— START OF Source data —

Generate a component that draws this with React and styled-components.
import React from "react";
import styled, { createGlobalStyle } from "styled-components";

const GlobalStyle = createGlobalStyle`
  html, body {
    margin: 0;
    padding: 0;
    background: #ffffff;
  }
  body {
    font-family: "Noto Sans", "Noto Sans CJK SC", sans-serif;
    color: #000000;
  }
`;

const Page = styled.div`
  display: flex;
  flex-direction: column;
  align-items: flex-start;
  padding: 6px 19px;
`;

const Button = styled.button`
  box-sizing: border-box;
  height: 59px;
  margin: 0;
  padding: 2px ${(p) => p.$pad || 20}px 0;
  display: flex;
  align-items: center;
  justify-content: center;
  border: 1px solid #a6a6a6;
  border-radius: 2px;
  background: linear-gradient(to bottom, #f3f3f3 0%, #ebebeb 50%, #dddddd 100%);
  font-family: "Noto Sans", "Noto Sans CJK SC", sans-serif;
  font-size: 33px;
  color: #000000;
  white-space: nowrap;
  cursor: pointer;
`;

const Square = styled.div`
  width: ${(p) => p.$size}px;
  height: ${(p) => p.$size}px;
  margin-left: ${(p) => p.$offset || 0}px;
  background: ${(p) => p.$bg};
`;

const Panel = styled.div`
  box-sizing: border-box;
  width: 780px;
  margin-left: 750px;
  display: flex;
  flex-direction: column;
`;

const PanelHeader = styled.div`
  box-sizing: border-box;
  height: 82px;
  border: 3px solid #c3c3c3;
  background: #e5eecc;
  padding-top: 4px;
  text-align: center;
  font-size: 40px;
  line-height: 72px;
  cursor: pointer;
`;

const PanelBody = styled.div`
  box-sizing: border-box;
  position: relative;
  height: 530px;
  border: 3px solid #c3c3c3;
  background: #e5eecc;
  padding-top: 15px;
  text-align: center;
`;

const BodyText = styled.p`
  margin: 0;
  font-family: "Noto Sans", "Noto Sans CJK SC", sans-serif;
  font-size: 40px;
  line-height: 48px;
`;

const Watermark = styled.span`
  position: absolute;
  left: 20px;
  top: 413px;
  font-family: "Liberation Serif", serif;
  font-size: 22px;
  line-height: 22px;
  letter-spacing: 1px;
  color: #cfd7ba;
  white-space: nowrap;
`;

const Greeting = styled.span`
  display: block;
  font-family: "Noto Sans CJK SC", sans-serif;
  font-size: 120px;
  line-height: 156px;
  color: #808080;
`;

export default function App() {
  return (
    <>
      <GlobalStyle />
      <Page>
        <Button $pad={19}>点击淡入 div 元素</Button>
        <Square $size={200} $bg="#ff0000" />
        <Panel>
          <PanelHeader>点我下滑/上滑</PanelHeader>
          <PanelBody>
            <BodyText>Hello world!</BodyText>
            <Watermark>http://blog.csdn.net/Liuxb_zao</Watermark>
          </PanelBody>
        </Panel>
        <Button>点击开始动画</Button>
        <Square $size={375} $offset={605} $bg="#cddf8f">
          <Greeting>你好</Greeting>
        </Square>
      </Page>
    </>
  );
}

— END OF Source data —

__The request__: Write out the entire listing exactly.

__Output__:
Generate a component that draws this with React and styled-components.
import React from "react";
import styled, { createGlobalStyle } from "styled-components";

const GlobalStyle = createGlobalStyle`
  html, body {
    margin: 0;
    padding: 0;
    background: #ffffff;
  }
  body {
    font-family: "Noto Sans", "Noto Sans CJK SC", sans-serif;
    color: #000000;
  }
`;

const Page = styled.div`
  display: flex;
  flex-direction: column;
  align-items: flex-start;
  padding: 6px 19px;
`;

const Button = styled.button`
  box-sizing: border-box;
  height: 59px;
  margin: 0;
  padding: 2px ${(p) => p.$pad || 20}px 0;
  display: flex;
  align-items: center;
  justify-content: center;
  border: 1px solid #a6a6a6;
  border-radius: 2px;
  background: linear-gradient(to bottom, #f3f3f3 0%, #ebebeb 50%, #dddddd 100%);
  font-family: "Noto Sans", "Noto Sans CJK SC", sans-serif;
  font-size: 33px;
  color: #000000;
  white-space: nowrap;
  cursor: pointer;
`;

const Square = styled.div`
  width: ${(p) => p.$size}px;
  height: ${(p) => p.$size}px;
  margin-left: ${(p) => p.$offset || 0}px;
  background: ${(p) => p.$bg};
`;

const Panel = styled.div`
  box-sizing: border-box;
  width: 780px;
  margin-left: 750px;
  display: flex;
  flex-direction: column;
`;

const PanelHeader = styled.div`
  box-sizing: border-box;
  height: 82px;
  border: 3px solid #c3c3c3;
  background: #e5eecc;
  padding-top: 4px;
  text-align: center;
  font-size: 40px;
  line-height: 72px;
  cursor: pointer;
`;

const PanelBody = styled.div`
  box-sizing: border-box;
  position: relative;
  height: 530px;
  border: 3px solid #c3c3c3;
  background: #e5eecc;
  padding-top: 15px;
  text-align: center;
`;

const BodyText = styled.p`
  margin: 0;
  font-family: "Noto Sans", "Noto Sans CJK SC", sans-serif;
  font-size: 40px;
  line-height: 48px;
`;

const Watermark = styled.span`
  position: absolute;
  left: 20px;
  top: 413px;
  font-family: "Liberation Serif", serif;
  font-size: 22px;
  line-height: 22px;
  letter-spacing: 1px;
  color: #cfd7ba;
  white-space: nowrap;
`;

const Greeting = styled.span`
  display: block;
  font-family: "Noto Sans CJK SC", sans-serif;
  font-size: 120px;
  line-height: 156px;
  color: #808080;
`;

export default function App() {
  return (
    <>
      <GlobalStyle />
      <Page>
        <Button $pad={19}>点击淡入 div 元素</Button>
        <Square $size={200} $bg="#ff0000" />
        <Panel>
          <PanelHeader>点我下滑/上滑</PanelHeader>
          <PanelBody>
            <BodyText>Hello world!</BodyText>
            <Watermark>http://blog.csdn.net/Liuxb_zao</Watermark>
          </PanelBody>
        </Panel>
        <Button>点击开始动画</Button>
        <Square $size={375} $offset={605} $bg="#cddf8f">
          <Greeting>你好</Greeting>
        </Square>
      </Page>
    </>
  );
}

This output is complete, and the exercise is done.